The group, which held its first meeting last year in Berlin, is viewed as a way to develop a consensus among the major players in the global economy on how to improve the system.

INFLUENCE OF ASIAN ‘FLU’
In a speech Monday, Treasury Undersecretary Timothy Geithner conceded that the Asian financial crisis that pushed 40 percent of the globe into recession two years ago caught finance officials unprepared to cope with changes brought on by new technology and the speed by which huge amounts of money could be whisked between countries.
“The system was in some sense behind the curve in developing the capacity to manage these new sources of pressure and risk,” Geithner said. “Policy-makers in the emerging markets were behind the curve, and the rest of us were as well.”

Since that time, Geithner said, rich and developing countries along with the International Monetary Fund, the world’s primary crisis manager in financial emergencies, have moved to put in place changes to prevent future crises or at least to manage them better.
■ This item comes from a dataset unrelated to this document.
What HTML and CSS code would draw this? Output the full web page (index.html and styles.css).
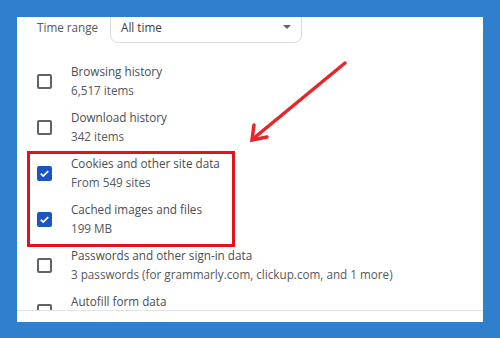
FILE: index.html
```html
<!DOCTYPE html>
<html>
<head>
<meta charset="utf-8">
<link rel="stylesheet" href="styles.css">
</head>
<body>
<div class="panel">
  <div class="scroll">
    <div class="content">
      <div class="range">
        <span class="range-label">Time range</span>
        <div class="select">
          <span>All time</span>
          <span class="caret"></span>
        </div>
      </div>
      <div class="list">
        <div class="row">
          <span class="box"></span>
          <div class="text"><div class="title">Browsing history</div><div class="sub">6,517 items</div></div>
        </div>
        <div class="row">
          <span class="box"></span>
          <div class="text"><div class="title">Download history</div><div class="sub">342 items</div></div>
        </div>
        <div class="row">
          <span class="box checked"><svg viewBox="0 0 16 16" width="15" height="15"><path d="M4 8.2l2.6 2.5L12 5.4" fill="none" stroke="#fff" stroke-width="1.8"/></svg></span>
          <div class="text"><div class="title">Cookies and other site data</div><div class="sub">From 549 sites</div></div>
        </div>
        <div class="row">
          <span class="box checked"><svg viewBox="0 0 16 16" width="15" height="15"><path d="M4 8.2l2.6 2.5L12 5.4" fill="none" stroke="#fff" stroke-width="1.8"/></svg></span>
          <div class="text"><div class="title">Cached images and files</div><div class="sub">199 MB</div></div>
        </div>
        <div class="row">
          <span class="box"></span>
          <div class="text"><div class="title">Passwords and other sign-in data</div><div class="sub">3 passwords (for grammarly.com, clickup.com, and 1 more)</div></div>
        </div>
        <div class="row">
          <span class="box"></span>
          <div class="text"><div class="title">Autofill form data</div><div class="sub">&nbsp;</div></div>
        </div>
      </div>
    </div>
  </div>
  <div class="footer"></div>
  <div class="highlight"></div>
</div>
<svg class="arrow" width="500" height="338" viewBox="0 0 500 338">
  <g stroke="#e8262a" stroke-width="3.5" stroke-linecap="round" fill="none">
    <path d="M345 63 L254 138"/>
    <path d="M254 125 L252 140 L267 137"/>
  </g>
</svg>
</body>
</html>
```

FILE: styles.css
```css
html, body {
  margin: 0;
  padding: 0;
}
body {
  width: 500px;
  height: 338px;
  background: #2f7fcc;
  padding: 17px 17px 16px 17px;
  box-sizing: border-box;
  font-family: "Open Sans", "Noto Sans", sans-serif;
  font-size: 11.7px;
  color: #4a4d52;
  position: relative;
  overflow: hidden;
}
.panel {
  width: 466px;
  height: 305px;
  background: #fff;
  display: flex;
  flex-direction: column;
  position: relative;
}
.scroll {
  flex: 1;
  overflow: hidden;
}
.content {
  margin-top: -6px;
}
.range {
  display: flex;
  align-items: center;
  height: 32px;
  padding-left: 20px;
}
.range-label {
  width: 73px;
  color: #55585c;
}
.select {
  width: 192px;
  height: 32px;
  box-sizing: border-box;
  border: 1px solid #dadce0;
  border-radius: 8px;
  display: flex;
  align-items: center;
  justify-content: space-between;
  padding: 0 10px 0 10px;
  color: #3c4043;
}
.caret {
  width: 0;
  height: 0;
  border-left: 4px solid transparent;
  border-right: 4px solid transparent;
  border-top: 4px solid #5f6368;
}
.list {
  margin-top: 15px;
}
.row {
  height: 46px;
  display: flex;
  align-items: center;
  padding-left: 20px;
}
.box {
  width: 15px;
  height: 15px;
  box-sizing: border-box;
  border: 2px solid #5f6368;
  border-radius: 2px;
  flex: none;
  margin-right: 19px;
  display: flex;
  align-items: center;
  justify-content: center;
}
.box.checked {
  background: #1b55c2;
  border-color: #1b55c2;
}
.box svg {
  flex: none;
}
.text {
  line-height: 19px;
}
.title {
  color: #4a4d52;
}
.sub {
  color: #55585c;
}
.footer {
  height: 11px;
  border-top: 1px solid #e3e3e3;
  flex: none;
}
.highlight {
  position: absolute;
  left: 10px;
  top: 134px;
  width: 208px;
  height: 96px;
  border: 3px solid #e0121c;
  box-sizing: border-box;
}
.arrow {
  position: absolute;
  left: 0;
  top: 0;
}
```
But he indicated more needs to be done to make sure the private sector bears its share of the burden.

PRIVATE INVESTORS’ BURDEN
“Private investors should not expect to be protected from adverse outcomes by official action,” Geithner said in a speech to the Securities Industry Association and the Emerging Markets Traders Association, two groups that would be most affected by decisions on private sector involvement.
In both the Clinton administration-led rescue of the Mexican economy in 1995 and the IMF-led rescues of several Asian countries, Russia and Brazil in 1997-98, critics complained that government money was being used to bail out wealthy investors facing huge losses.
Geithner said the IMF is making progress toward ensuring the private sector plays a role in resolving future financial crises.
In resolving debt crises in Pakistan, Ukraine, Romania and Ecuador, the IMF established terms to make sure that private investors participated in the rescue efforts. In Ecuador, investors eventually agreed to take 40 percent losses on $6.5 billion in bonds issued by the Ecuadorean government.
Geithner said these cases are setting precedents for how the IMF will handle future cases.